More and more, I think myself the Mets Angel of Death; I got excited, despite my constant harangue, about Carlos Beltran playing rehab out at Keyspan Park with the Cyclones, and began a quick think about how I might get to tonight’s game.  Then I recalled how I was in the stands when Angel Pagan hurt himself in his rehab assignment last year.

Proximity may not be a factor, and it needn’t even be a direct interest or direct suggestion of greatness or misery: I was watching the Houston-Minnesota preseason game with a roommate when we heard Chris Berman (you should refuse to call him “Boomer,” as I refuse) report Andy Pettitte’s perfect game in the sixth.  We switched to that game.  In the seventh, with one out…

Roommate: “Can you commit an error and still have a perfect game?”

Two outs.

Me: “No.  The game has to be perfect.  Twenty-seven up, twenty-seven down.” (In my head) “God, baseball’s an odd sport.  Nine innings, three outs per inning, twenty-seven the minimum number of hitters faced.  Ten innings and forty or fifty as a minimum: that satisfies a need for round numbers.”

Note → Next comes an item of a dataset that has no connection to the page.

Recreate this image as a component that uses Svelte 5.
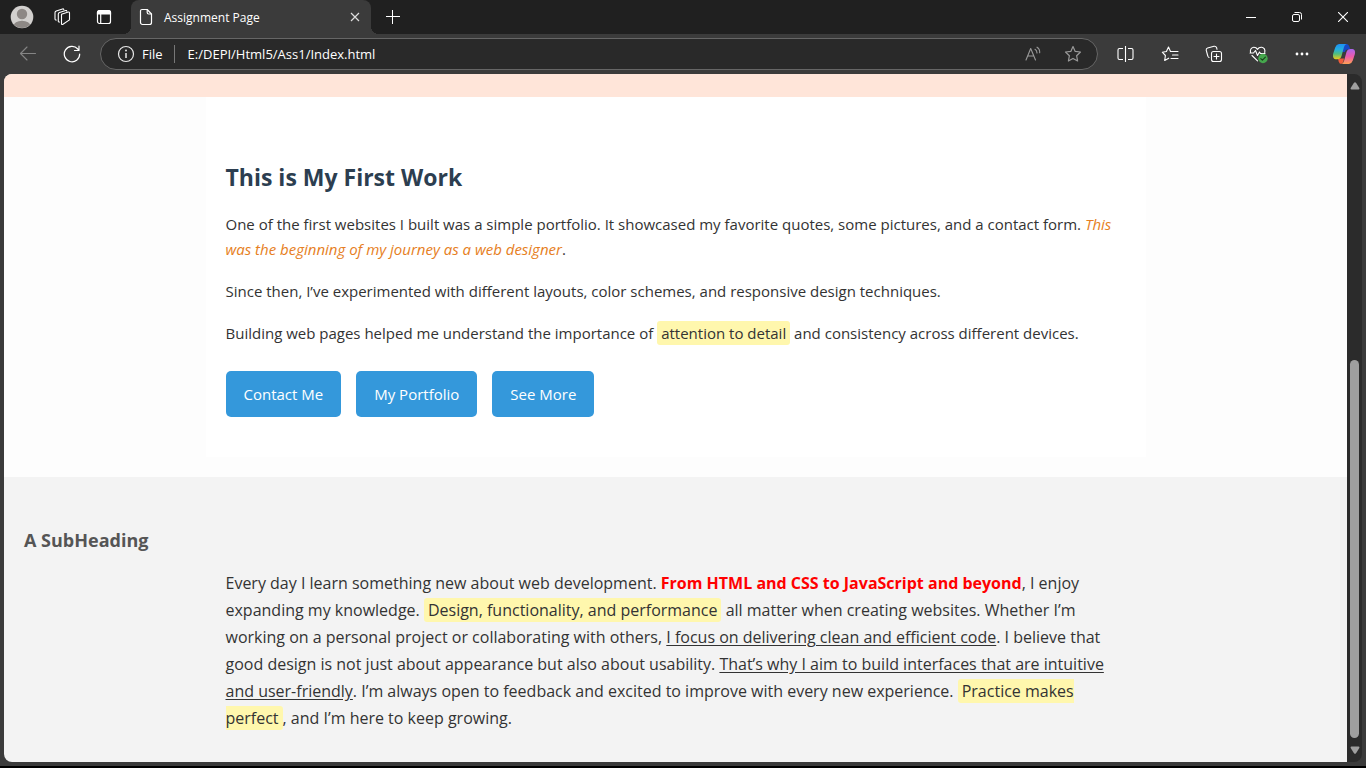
<script>
  const address = 'E:/DEPI/Html5/Ass1/Index.html';
  const links = ['Contact Me', 'My Portfolio', 'See More'];
</script>

<svelte:head><title>Assignment Page</title></svelte:head>

<div class="window">
  <header class="titlebar">
    <button class="profile" aria-label="Profile">
      <svg width="24" height="24" viewBox="0 0 24 24">
        <defs><clipPath id="avatar"><circle cx="12" cy="12" r="11" /></clipPath></defs>
        <circle cx="12" cy="12" r="11.3" fill="#d2d0ce" />
        <g clip-path="url(#avatar)" fill="#8d8885"><circle cx="12" cy="9" r="5.2" /><ellipse cx="12" cy="21" rx="8.5" ry="5.2" /></g>
      </svg>
    </button>
    <button class="spaces" aria-label="Workspaces">
      <svg width="18" height="18" viewBox="0 0 18 18" fill="none" stroke="#fff" stroke-width="1.1" stroke-linejoin="round" stroke-linecap="round">
        <path d="M8.5 6.2 15.3 4Q16.5 3.8 16.5 5V11.2Q16.5 12 15.7 12.4L10 16.3Q8.5 17 8.500 15.500Z" />
        <path d="M13.800 3.200Q13.700 2.200 12.600 2.500L6.500 4.500Q5.300 4.900 5.300 6V13.200Q5.400 14.200 6.500 14" />
        <path d="M10.800 1.600Q10.500.700 9.500 1L3.300 3Q2 3.500 2 4.700V11Q2.200 12.200 3.300 12" />
      </svg>
    </button>
    <button class="tabs" aria-label="Tab actions">
      <svg width="16" height="16" viewBox="0 0 16 16" fill="none" stroke="#fff" stroke-width="1.200">
        <rect x="1.500" y="1.500" width="13" height="13" rx="2" /><path d="M4.700 5v9" /><path d="M1.500 5V3.500a2 2 0 0 1 2-2h9a2 2 0 0 1 2 2V5z" fill="#fff" />
      </svg>
    </button>
    <div class="tab">
      <svg width="14" height="18" viewBox="0 0 14 18" fill="none" stroke="#fff" stroke-width="1.200" stroke-linejoin="round">
        <path d="M3 1.500H8.200L12.500 6V14.500a2 2 0 0 1-2 2H3.500a2 2 0 0 1-2-2V3a1.500 1.500 0 0 1 1.500-1.500Z" /><path d="M8.200 1.500V4.500A1.500 1.500 0 0 0 9.700 6h2.800" />
      </svg>
      <span>Assignment Page</span>
      <button class="close-tab" aria-label="Close tab">
        <svg width="10" height="10" viewBox="0 0 10 10" stroke="#ddd" stroke-width="1.200"><path d="M1 1l8 8M9 1 1 9" /></svg>
      </button>
    </div>
    <button class="new-tab" aria-label="New tab">
      <svg width="14" height="14" viewBox="0 0 14 14" stroke="#fff" stroke-width="1"><path d="M6.500 0v14M0 6.500h14" /></svg>
    </button>
    <div class="controls">
      <button aria-label="Minimize"><svg width="10" height="10" viewBox="0 0 10 10" stroke="#fff"><path d="M0 5.500h10" /></svg></button>
      <button aria-label="Restore"><svg width="10" height="10" viewBox="0 0 10 10" fill="none" stroke="#fff"><rect x=".5" y="2.500" width="7" height="7" rx="1.500" /><path d="M2.500.500H7.500a2 2 0 0 1 2 2V7.500" /></svg></button>
      <button aria-label="Close"><svg width="10" height="10" viewBox="0 0 10 10" stroke="#fff" stroke-width="1.100"><path d="M0 0l10 10M10 0 0 10" /></svg></button>
    </div>
  </header>

  <nav class="toolbar">
    <button aria-label="Back" disabled>
      <svg width="18" height="16" viewBox="0 0 18 16" fill="none" stroke="#858585" stroke-width="1.100" stroke-linecap="round" stroke-linejoin="round"><path d="M16.500 7.500H1.500M8 1 1.500 7.500 8 14" /></svg>
    </button>
    <button aria-label="Refresh">
      <svg width="18" height="18" viewBox="0 0 18 18" fill="none" stroke="#fff" stroke-width="1.200" stroke-linecap="round" stroke-linejoin="round"><path d="M16.700 9A7.700 7.700 0 1 1 14.800 4L16 5.300M16 1v4.500h-4.500" /></svg>
    </button>
    <div class="address">
      <button class="site" aria-label="View site information">
        <svg width="18" height="18" viewBox="0 0 18 18" fill="none" stroke="#e8e8e8" stroke-width="1.200"><circle cx="9" cy="9" r="7.500" /><path d="M9 8v5" stroke-width="1.500" /><circle cx="9" cy="5.600" r=".4" /></svg>
        <span>File</span>
      </button>
      <input type="text" value={address} aria-label="Address" spellcheck="false" />
      <button class="in-bar" aria-label="Read aloud">
        <svg width="18" height="18" viewBox="0 0 18 18" fill="none" stroke="#999" stroke-width="1.100" stroke-linecap="round" stroke-linejoin="round"><path d="M2 15 6.700 3.500 11.500 15M3.700 11h6.200M11 4.300q2 1.200 2 3.700M13 2.200q3 1.800 2.700 5.500" /></svg>
      </button>
      <button class="in-bar" aria-label="Add to favorites">
        <svg width="18" height="18" viewBox="0 0 18 18" fill="none" stroke="#999" stroke-width="1.200" stroke-linejoin="round"><path d="M9 1.500 11.200 6.400 16.500 7 12.600 10.700 13.600 16 9 13.400 4.400 16 5.400 10.700 1.500 7 6.800 6.400Z" /></svg>
      </button>
    </div>
    <div class="tools">
      <button aria-label="Split screen">
        <svg width="18" height="18" viewBox="0 0 18 18" fill="none" stroke="#fff" stroke-width="1.100"><path d="M8.500 1v16M6 3.500H2.500A1.500 1.500 0 0 0 1 5v8a1.500 1.500 0 0 0 1.500 1.500H6M11 3.500h3.500A1.500 1.500 0 0 1 16 5v8a1.500 1.500 0 0 1-1.500 1.500H11" /></svg>
      </button>
      <button aria-label="Favorites">
        <svg width="18" height="18" viewBox="0 0 18 18" fill="none" stroke="#fff" stroke-width="1.100" stroke-linejoin="round" stroke-linecap="round"><path d="M11 6.500H9.500L7.500 2 5.400 6.500 1.300 7.200 4.400 10.500 3.700 15.500 7.700 13.200M11 6.500h6M11.500 10h5.500M10 13.500h7" /></svg>
      </button>
      <button aria-label="Collections">
        <svg width="18" height="18" viewBox="0 0 18 18" fill="none" stroke="#fff" stroke-width="1.100" stroke-linecap="round"><rect x="6.500" y="6.500" width="10" height="10" rx="2" /><path d="M11.500 9v5M9 11.500h5M4 12.500Q3 12 2.800 11L1.200 5.200Q1 3.500 2.600 3L9 1.300Q11 1 11.600 2.700L12 4.300" /></svg>
      </button>
      <button aria-label="Browser essentials">
        <svg width="20" height="20" viewBox="0 0 20 20" fill="none" stroke="#fff" stroke-width="1.100" stroke-linecap="round" stroke-linejoin="round"><path d="M2.500 8.500Q1.700 4 5.700 3.300 8.200 3.200 9.500 5.400 11 3 13.700 3.300 17.500 4 16.800 8.500M2 9h3.500L7.500 6.500 9.500 11.500 11.500 8 12.500 9.500h4.500M4 11.500 9.500 16.800" /><circle cx="15" cy="14.500" r="4.700" fill="#45a74d" stroke="none" /><path d="m12.800 14.700 1.600 1.500 3-3" stroke="#183f1b" /></svg>
      </button>
      <button aria-label="Settings and more">
        <svg width="14" height="4" viewBox="0 0 14 4" fill="#fff"><circle cx="2" cy="2" r="1.400" /><circle cx="7" cy="2" r="1.400" /><circle cx="12" cy="2" r="1.400" /></svg>
      </button>
      <button class="copilot" aria-label="Copilot">
        <svg width="24" height="22" viewBox="0 0 24 22">
          <defs>
            <linearGradient id="cool" x1="0" y1="0" x2="0" y2="1"><stop offset="0" stop-color="#1d90f5" /><stop offset=".35" stop-color="#25aee0" /><stop offset=".65" stop-color="#52bd7c" /><stop offset="1" stop-color="#f2cb18" /></linearGradient>
            <linearGradient id="warm" x1="0" y1="0" x2="0" y2="1"><stop offset="0" stop-color="#a966ed" /><stop offset=".5" stop-color="#eb5aab" /><stop offset="1" stop-color="#ffa052" /></linearGradient>
          </defs>
          <path d="M11 1H15Q16.800 1.300 17.500 4L18.200 6.500H15Q13.500 6.500 12.700 9L10 9Z" fill="#1748c5" />
          <path d="M6 15.500H12L11.500 18Q10.800 21 9 21 7.200 20.800 6.600 18.300Z" fill="#ef5c3b" />
          <path d="M7 1h7.500Q12.700 1.500 12 4L9.500 13Q8.500 16.300 5.500 16.300H3.500Q.300 15.500 1.100 11L3.200 4.500Q4.300 1.300 7 1Z" fill="url(#cool)" />
          <path d="M17 21H9.500Q11.300 20.500 12 18L14.500 9Q15.500 6 18.500 6H20.500Q23.700 6.500 22.900 11L20.800 17.500Q19.700 20.700 17 21Z" fill="url(#warm)" />
        </svg>
      </button>
    </div>
  </nav>

  <div class="viewport">
    <main>
      <div class="banner"></div>
      <section class="work">
        <article>
          <h2>This is My First Work</h2>
          <p>One of the first websites I built was a simple portfolio. It showcased my favorite quotes, some pictures, and a contact form. <em>This<br />was the beginning of my journey as a web designer</em>.</p>
          <p>Since then, I’ve experimented with different layouts, color schemes, and responsive design techniques.</p>
          <p>Building web pages helped me understand the importance of <mark>attention to detail</mark> and consistency across different devices.</p>
          <div class="links">
            {#each links as label}<a href="#top">{label}</a>{/each}
          </div>
        </article>
      </section>
      <section class="about">
        <h3>A SubHeading</h3>
        <p>Every day I learn something new about web development. <strong>From HTML and CSS to JavaScript and beyond</strong>, I enjoy<br />expanding my knowledge. <mark>Design, functionality, and performance</mark> all matter when creating websites. Whether I’m<br />working on a personal project or collaborating with others, <u>I focus on delivering clean and efficient code</u>. I believe that<br />good design is not just about appearance but also about usability. <u>That’s why I aim to build interfaces that are intuitive<br />and user-friendly</u>. I’m always open to feedback and excited to improve with every new experience. <mark>Practice makes<br />perfect</mark>, and I’m here to keep growing.</p>
      </section>
    </main>
    <div class="scrollbar" aria-hidden="true">
      <svg width="10" height="8" viewBox="0 0 10 8" fill="#9f9f9f"><path d="M4 .8Q5-.3 6 .8L9.300 6Q9.800 7.500 8.500 7.500H1.500Q.200 7.500.700 6Z" /></svg>
      <div class="track"><div class="thumb"></div></div>
      <svg width="10" height="8" viewBox="0 0 10 8" fill="#9f9f9f"><path d="M4 7.200Q5 8.300 6 7.200L9.300 2Q9.800.500 8.500.500H1.500Q.200.500.700 2Z" /></svg>
    </div>
  </div>
</div>

<style>
  :global(body) { margin: 0; background: #000; }
  .window {
    box-sizing: border-box;
    height: 100vh;
    display: flex;
    flex-direction: column;
    background: #3b3b3b;
    border-bottom: 2px solid #000;
    font-family: "Segoe UI", "Open Sans", "Noto Sans", sans-serif;
    overflow: hidden;
  }
  button {
    display: flex;
    align-items: center;
    justify-content: center;
    padding: 0;
    border: 0;
    background: none;
    color: inherit;
    font: inherit;
  }
  svg { display: block; flex: none; }
  .titlebar { display: flex; height: 34px; flex: none; background: #202020; color: #fff; }
  .profile { width: 44px; }
  .spaces { width: 36px; }
  .tabs { width: 48px; }
  .tab {
    position: relative;
    box-sizing: border-box;
    display: flex;
    align-items: center;
    gap: 11px;
    width: 240px;
    margin-left: 3px;
    padding: 0 8px;
    border-radius: 8px 8px 0 0;
    background: #3b3b3b;
    font-size: 12px;
  }
  .tab::before, .tab::after { content: ""; position: absolute; bottom: 0; width: 8px; height: 8px; }
  .tab::before { right: 100%; background: radial-gradient(circle at 0 0, #202020 8px, #3b3b3b 8px); }
  .tab::after { left: 100%; background: radial-gradient(circle at 100% 0, #202020 8px, #3b3b3b 8px); }
  .close-tab { width: 16px; height: 20px; margin-left: auto; }
  .new-tab { width: 44px; }
  .controls { display: flex; margin-left: auto; }
  .controls button { width: 46px; }
  .toolbar { display: flex; align-items: center; height: 40px; flex: none; padding-left: 6px; color: #fff; }
  .toolbar > button { width: 44px; height: 32px; }
  .address {
    box-sizing: border-box;
    display: flex;
    align-items: center;
    flex: 1;
    height: 32px;
    margin: 0 6px;
    padding: 0 4px 0 16px;
    border: 1px solid #666;
    border-radius: 16px;
    background: #292929;
    font-size: 13px;
  }
  .site { gap: 7px; padding-right: 11px; border-right: 1px solid #777; }
  .address input { flex: 1; min-width: 0; padding: 0 13px; border: 0; outline: 0; background: none; color: #fff; font: inherit; }
  .in-bar { width: 40px; height: 28px; }
  .tools { display: flex; padding-right: 2px; }
  .tools button { width: 44px; height: 32px; }
  .tools .copilot { width: 40px; }
  .viewport { display: flex; flex: 1; min-height: 0; margin: 0 4px 4px; border-radius: 8px; overflow: hidden; background: #2b2b2b; }
  main { flex: 1; min-width: 0; display: flex; flex-direction: column; background: #f3f3f3; color: #333; font-size: 15px; }
  .banner { height: 23px; flex: none; background: #ffe5d9; }
  .work { padding-bottom: 20px; background: #fdfdfd; }
  article { max-width: 900px; margin: 0 auto; padding: 61px 20px 40px; background: #fff; }
  h2 { margin: 0 0 16px; color: #2c3e50; font-size: 23px; line-height: 38px; }
  article p { margin: 0 0 17px; line-height: 25px; }
  p { white-space: nowrap; }
  em { color: #e67e22; }
  mark { padding: 2px 4px; border-radius: 3px; background: #fff7ad; color: inherit; }
  .links { display: flex; gap: 15px; padding-top: 8px; }
  .links a { padding: 10px 18px; border-radius: 5px; background: #3498db; color: #fff; line-height: 26px; text-decoration: none; }
  .about { flex: 1; padding: 48px 20px 0; }
  h3 { margin: 0 0 15px; color: #555; font-size: 18px; line-height: 30px; }
  .about p { max-width: 900px; margin: 0 auto; font-size: 16px; line-height: 27px; }
  .about mark { padding-top: 1px; padding-bottom: 1px; }
  strong { color: #f00; }
  u { text-underline-offset: 2px; }
  .scrollbar { display: flex; flex-direction: column; align-items: center; gap: 8px; width: 15px; padding: 8px 0; box-sizing: border-box; }
  .track { display: flex; align-items: flex-end; flex: 1; }
  .thumb { width: 9px; height: 59%; border-radius: 5px; background: #9f9f9f; }
</style>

The ball then ate up Jerry Hairston, Jr.  Man on.

Roommate: “But he can still get the no-hitter.”
Me: “As long as they score that ball an error.”

They do, and the next ball gets past Hairston for a hit.

Roommate: “Well, so much for that.”

I think in the off-season I’ll work on some back up plans: how to blather in the absence of blatherable material.  My mother likes the old saw about not saying anything when there’s nothing to say.  I once sat her down for ten minutes and told her why I thought that was an irresponsible thing for a creative person to do.

Besides, it’s September.  I love September.  Labor Day’s a mandatory barbecue day.  My birthday’s on the 15th.  I was hired to this no-longer-new job last year on the 22nd, and with it came money to pay bills and go to games.  And it’s cooler.  I love sweaters.  They make me look svelte.

David Wright comes back tonight, and so there’ll be something to talk about at the end of the day, surely.  That gives me enough reason to not bring my poison or voodoo or whatever it is to Coney Island and Carlos Beltran’s knees.  I’ll stretch the material like any good writer might do.

However, word is we’re closing early Friday.  If there’s any chance of seeing Beltran play on Labor Day weekend, I am there.